Front-end source files
□ □ □ □
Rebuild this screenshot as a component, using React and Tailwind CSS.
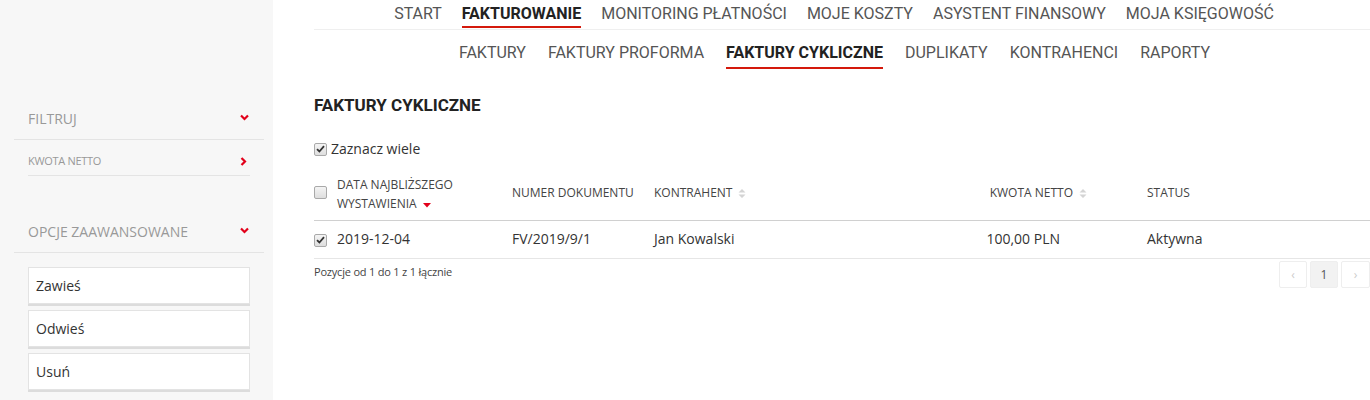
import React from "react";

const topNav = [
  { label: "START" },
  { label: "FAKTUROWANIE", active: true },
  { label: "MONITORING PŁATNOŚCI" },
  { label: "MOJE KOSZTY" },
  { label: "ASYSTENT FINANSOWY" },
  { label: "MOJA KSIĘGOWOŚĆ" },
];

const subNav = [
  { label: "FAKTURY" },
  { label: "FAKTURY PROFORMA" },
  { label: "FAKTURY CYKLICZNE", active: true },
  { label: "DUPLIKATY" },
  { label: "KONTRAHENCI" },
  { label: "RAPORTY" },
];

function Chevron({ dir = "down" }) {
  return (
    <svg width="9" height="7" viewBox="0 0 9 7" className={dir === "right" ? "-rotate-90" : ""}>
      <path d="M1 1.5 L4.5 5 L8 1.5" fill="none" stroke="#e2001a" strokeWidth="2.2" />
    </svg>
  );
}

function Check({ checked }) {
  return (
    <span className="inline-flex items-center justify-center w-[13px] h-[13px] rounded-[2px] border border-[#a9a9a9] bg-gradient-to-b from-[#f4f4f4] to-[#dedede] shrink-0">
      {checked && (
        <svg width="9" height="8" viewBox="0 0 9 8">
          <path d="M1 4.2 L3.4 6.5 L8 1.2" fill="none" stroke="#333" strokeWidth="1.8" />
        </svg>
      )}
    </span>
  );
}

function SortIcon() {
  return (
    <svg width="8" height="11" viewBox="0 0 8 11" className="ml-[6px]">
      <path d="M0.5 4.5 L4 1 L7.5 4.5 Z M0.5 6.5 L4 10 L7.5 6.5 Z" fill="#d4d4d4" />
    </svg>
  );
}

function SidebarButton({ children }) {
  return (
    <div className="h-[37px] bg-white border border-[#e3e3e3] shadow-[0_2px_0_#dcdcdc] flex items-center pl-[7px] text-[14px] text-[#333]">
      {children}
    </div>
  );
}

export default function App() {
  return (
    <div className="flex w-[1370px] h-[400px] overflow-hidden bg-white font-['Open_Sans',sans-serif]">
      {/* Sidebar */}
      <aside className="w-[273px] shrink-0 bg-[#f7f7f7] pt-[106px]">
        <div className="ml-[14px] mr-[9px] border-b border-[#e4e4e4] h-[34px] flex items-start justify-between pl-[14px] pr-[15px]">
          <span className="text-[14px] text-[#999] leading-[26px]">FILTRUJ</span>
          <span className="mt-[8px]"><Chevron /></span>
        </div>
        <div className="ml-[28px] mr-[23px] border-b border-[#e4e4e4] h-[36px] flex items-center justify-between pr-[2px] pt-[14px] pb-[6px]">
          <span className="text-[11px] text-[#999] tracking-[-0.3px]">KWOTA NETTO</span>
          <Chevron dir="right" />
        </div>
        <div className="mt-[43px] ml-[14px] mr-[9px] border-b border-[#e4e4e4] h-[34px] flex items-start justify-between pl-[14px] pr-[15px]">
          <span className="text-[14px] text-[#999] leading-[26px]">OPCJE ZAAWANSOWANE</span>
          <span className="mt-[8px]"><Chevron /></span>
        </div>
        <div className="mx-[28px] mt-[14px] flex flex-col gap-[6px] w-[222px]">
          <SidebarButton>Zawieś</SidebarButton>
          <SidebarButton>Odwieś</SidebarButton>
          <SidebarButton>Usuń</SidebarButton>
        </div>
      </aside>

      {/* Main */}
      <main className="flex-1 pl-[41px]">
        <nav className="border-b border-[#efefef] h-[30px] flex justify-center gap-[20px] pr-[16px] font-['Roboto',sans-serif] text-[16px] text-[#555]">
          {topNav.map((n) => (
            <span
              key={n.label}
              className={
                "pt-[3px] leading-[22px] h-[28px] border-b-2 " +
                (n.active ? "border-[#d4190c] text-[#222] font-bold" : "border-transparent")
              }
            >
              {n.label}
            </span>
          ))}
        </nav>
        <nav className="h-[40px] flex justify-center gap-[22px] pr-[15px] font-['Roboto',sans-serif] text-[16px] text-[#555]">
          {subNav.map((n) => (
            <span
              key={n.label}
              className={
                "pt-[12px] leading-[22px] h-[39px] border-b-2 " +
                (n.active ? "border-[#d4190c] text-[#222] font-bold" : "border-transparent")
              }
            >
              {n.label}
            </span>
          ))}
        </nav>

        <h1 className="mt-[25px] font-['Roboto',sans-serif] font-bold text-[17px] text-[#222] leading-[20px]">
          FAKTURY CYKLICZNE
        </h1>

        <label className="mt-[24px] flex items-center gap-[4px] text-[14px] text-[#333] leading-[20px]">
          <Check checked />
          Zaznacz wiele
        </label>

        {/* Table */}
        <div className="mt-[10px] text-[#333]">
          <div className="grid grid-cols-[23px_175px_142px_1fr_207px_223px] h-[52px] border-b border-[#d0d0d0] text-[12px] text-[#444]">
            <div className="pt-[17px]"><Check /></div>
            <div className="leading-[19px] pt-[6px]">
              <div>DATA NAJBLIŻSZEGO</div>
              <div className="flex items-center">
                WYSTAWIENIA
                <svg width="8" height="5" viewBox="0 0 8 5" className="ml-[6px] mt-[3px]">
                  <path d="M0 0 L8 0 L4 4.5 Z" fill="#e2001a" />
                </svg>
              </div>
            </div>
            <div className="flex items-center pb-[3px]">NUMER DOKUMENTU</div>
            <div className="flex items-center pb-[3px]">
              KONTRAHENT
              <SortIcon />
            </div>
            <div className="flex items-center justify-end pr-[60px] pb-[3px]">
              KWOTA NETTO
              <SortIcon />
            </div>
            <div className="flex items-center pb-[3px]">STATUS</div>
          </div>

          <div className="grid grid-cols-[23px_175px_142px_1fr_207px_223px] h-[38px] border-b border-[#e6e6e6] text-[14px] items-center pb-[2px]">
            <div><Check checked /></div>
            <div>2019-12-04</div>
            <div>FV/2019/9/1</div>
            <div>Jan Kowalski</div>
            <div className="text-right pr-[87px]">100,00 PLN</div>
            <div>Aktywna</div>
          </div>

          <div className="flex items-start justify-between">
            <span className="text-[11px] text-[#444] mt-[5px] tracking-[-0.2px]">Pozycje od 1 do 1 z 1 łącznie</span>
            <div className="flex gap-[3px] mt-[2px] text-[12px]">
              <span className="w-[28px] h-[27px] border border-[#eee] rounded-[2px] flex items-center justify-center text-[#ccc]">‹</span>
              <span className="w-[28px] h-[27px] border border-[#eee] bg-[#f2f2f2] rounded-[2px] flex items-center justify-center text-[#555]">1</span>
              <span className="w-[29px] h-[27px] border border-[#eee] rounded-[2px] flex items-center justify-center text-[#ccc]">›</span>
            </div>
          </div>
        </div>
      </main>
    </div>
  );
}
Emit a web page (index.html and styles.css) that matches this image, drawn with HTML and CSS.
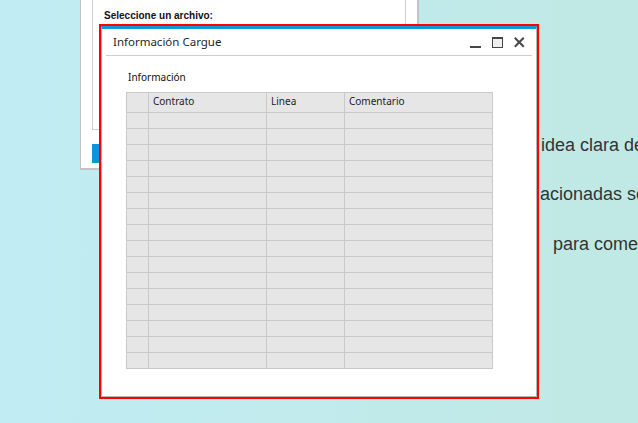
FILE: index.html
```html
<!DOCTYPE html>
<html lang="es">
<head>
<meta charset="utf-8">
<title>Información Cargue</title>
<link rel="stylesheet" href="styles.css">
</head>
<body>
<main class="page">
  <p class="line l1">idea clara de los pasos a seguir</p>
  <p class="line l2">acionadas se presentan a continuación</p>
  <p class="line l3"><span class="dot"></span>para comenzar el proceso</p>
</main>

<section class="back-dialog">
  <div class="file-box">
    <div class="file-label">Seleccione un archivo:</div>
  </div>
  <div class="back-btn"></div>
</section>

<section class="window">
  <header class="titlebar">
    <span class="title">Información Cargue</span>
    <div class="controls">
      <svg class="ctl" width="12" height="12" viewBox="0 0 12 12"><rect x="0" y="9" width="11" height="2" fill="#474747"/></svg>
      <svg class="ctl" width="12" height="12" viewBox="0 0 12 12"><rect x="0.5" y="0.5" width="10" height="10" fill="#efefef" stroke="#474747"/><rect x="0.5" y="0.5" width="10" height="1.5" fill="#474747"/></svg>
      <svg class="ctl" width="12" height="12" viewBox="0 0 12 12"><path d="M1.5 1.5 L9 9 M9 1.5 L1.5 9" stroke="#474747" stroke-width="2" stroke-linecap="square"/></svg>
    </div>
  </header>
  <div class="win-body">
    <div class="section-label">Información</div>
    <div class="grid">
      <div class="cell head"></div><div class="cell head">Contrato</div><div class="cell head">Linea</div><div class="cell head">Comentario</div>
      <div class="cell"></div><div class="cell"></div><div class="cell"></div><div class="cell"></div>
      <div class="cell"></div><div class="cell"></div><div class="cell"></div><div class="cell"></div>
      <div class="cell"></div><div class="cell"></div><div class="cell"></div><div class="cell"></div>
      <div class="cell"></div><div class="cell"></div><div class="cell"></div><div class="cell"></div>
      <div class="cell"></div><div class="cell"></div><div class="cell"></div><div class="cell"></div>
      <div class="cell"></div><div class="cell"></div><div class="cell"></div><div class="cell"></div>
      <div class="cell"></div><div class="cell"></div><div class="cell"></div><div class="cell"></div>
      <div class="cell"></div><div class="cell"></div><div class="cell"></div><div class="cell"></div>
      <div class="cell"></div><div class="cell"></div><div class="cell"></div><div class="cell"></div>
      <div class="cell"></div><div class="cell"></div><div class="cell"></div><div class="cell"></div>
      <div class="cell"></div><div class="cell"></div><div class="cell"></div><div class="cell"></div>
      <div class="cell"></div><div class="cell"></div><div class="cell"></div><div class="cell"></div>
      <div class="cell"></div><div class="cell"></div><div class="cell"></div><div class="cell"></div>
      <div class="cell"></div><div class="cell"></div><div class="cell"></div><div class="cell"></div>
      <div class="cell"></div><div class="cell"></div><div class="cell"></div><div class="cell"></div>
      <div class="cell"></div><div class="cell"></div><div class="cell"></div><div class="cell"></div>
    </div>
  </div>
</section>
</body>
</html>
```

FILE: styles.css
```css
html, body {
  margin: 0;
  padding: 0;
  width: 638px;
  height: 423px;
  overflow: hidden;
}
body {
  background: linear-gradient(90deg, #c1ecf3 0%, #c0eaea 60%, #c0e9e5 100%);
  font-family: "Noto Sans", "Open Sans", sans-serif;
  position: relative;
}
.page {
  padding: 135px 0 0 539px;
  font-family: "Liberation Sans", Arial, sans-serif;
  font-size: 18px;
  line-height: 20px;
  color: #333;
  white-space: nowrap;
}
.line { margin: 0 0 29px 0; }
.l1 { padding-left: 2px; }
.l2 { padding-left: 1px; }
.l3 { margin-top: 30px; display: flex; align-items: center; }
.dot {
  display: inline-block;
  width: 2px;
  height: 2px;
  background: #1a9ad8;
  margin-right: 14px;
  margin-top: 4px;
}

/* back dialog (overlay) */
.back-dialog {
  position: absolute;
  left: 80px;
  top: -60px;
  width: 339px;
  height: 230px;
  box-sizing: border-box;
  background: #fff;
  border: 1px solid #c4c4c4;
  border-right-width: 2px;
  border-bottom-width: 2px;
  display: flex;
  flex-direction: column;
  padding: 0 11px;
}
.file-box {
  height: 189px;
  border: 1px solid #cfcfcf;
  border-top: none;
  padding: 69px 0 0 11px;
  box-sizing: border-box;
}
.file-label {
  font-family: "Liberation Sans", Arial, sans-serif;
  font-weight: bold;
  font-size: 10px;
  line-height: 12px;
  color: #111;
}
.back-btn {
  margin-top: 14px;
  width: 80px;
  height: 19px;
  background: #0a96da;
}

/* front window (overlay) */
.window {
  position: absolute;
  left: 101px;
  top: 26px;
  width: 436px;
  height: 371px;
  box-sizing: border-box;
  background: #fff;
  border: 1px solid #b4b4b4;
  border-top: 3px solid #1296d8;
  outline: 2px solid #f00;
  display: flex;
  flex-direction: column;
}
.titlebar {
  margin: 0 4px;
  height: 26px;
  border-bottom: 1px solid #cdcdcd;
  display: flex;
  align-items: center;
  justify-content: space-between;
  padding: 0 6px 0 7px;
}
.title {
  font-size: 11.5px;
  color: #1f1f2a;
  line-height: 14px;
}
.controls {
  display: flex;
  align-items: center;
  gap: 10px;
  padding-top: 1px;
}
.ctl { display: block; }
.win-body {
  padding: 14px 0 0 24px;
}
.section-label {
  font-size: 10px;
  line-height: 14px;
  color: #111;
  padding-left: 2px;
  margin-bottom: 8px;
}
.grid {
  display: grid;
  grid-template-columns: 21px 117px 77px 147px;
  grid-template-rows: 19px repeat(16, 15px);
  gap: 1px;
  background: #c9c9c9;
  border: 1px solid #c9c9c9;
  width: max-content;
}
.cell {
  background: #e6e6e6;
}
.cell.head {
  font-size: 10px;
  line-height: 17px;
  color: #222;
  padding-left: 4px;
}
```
□ □ □ □
What to do
Identify all lines in the records above with the word "React".

Task solution
Rebuild this screenshot as a component, using React and Tailwind CSS.
import React from "react";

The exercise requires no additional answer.